Stock brokers association Anmi has requested markets regulator Sebi to dispense with the concept of peak margin, which is to come into force in a phased manner from December 1.
The new rule is aimed at preventing brokerages from giving additional leverage to traders.
In a letter to the watchdog, Anmi said the very concept of peak margin will have a domino effect on the business models of the brokers and the exchanges.
It, further, said the move will have severe unintended consequences for the smooth functioning of markets thriving on leverage, liquidity and offshore participations.
According to an estimate, almost 90 per cent of the turnover at the exchanges comprise intra-day business.
“By indirectly not allowing brokers to provide intra-day leverage to their clients from their own capital through the mechanism of peak margin is unjust,” the brokers association said in the letter written last week.

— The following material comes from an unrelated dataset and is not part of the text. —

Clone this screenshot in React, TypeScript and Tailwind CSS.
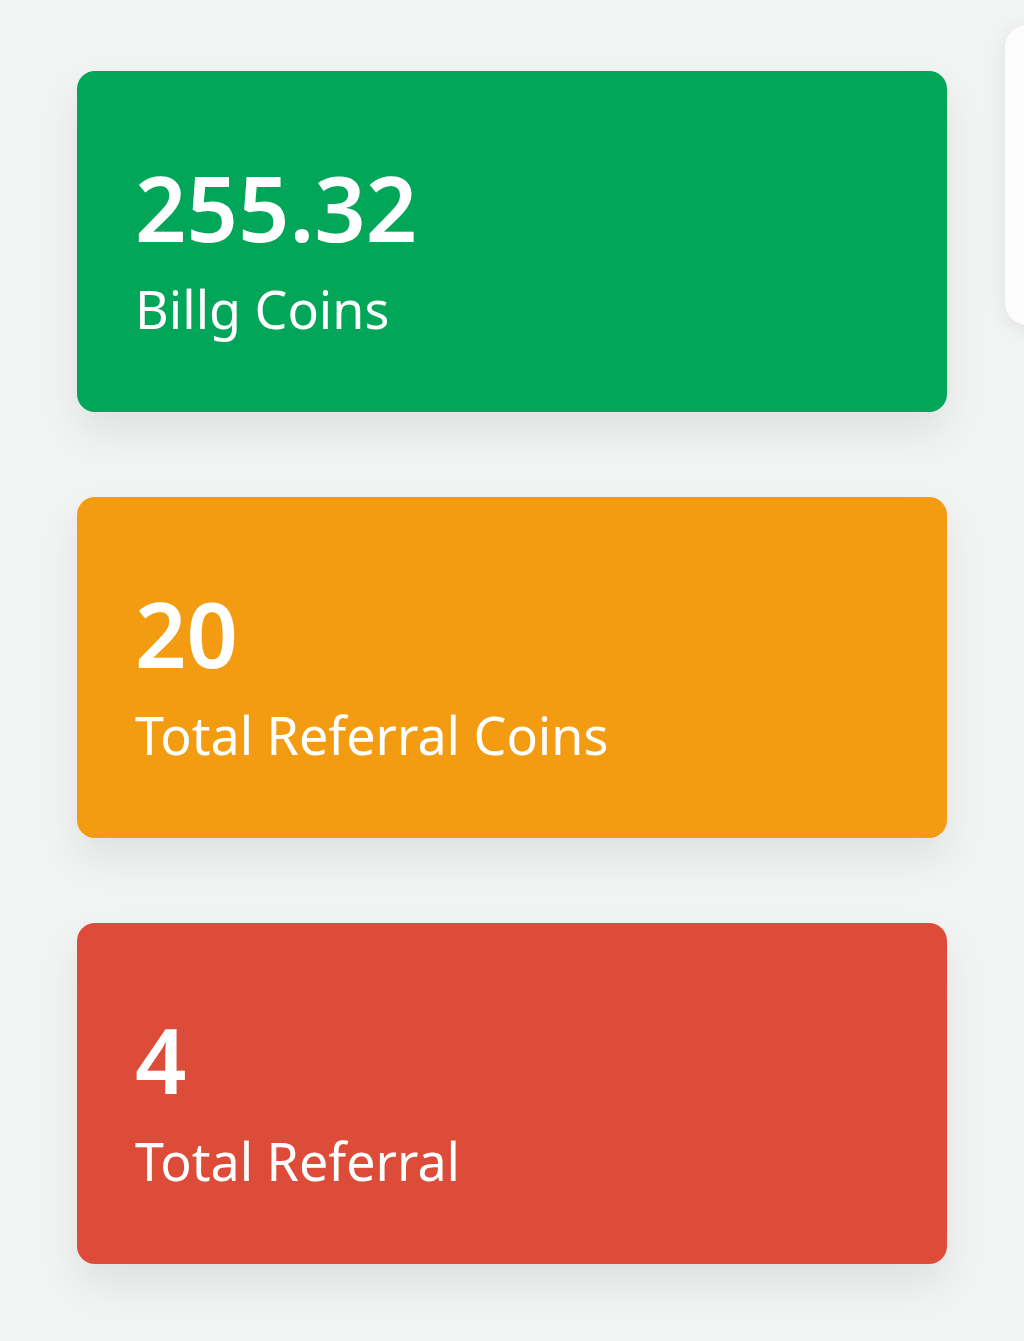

Anmi urged Sebi to “dispense with the concept of peak margins especially when brokers are ready to fund the intra-day margin requirements of their clients from their own capital and who at the same time exercise prudent risk management practices when they offer such intraday leverage to their clients”.
The Association of National Exchanges Members of India (Anmi) is a grouping of over 900 stock brokers across the country.
Tejas Khoday, CEO of FYERS — a technology-focused stock broking platform — said the new margin rules to prevent brokerages from giving additional leverage to traders is a game-changing move by Sebi.
“The power to create disproportionally large positions compared to the funds available with brokers exposed the entire ecosystem to potentially disastrous systemic risks,” he added.
He noted that Sebis move is a pro-active one to regularise leverage, reduce systemic risk, and avoid a potential settlement crisis.
“While reducing leverage is certainly going to impact liquidity and volumes in the medium term, it will strengthen the ecosystem and prevent defaults, misappropriation of funds, etc. If we have to mature as a market, hard steps will have to be welcomed,” Khoday said.
Under the concept of peak margin reporting, a clearing corporation is required to inform traders and investors at least four times a day about their margin requirements. The present system does not require such updates.
Further, brokers believe that clients will need to maintain a lot more margin to initiate intra-day trading if the new rule is implemented.
The peak margin obligation of client across snapshots will be adopted in a phased manner starting from December 1.
From December 1, a trader is required to have 25 per cent of peak margin in her/ his account. This will be 50 per cent from March 1 and thereafter 75 per cent for subsequent three months and finally 100 per cent from September 1, 2021.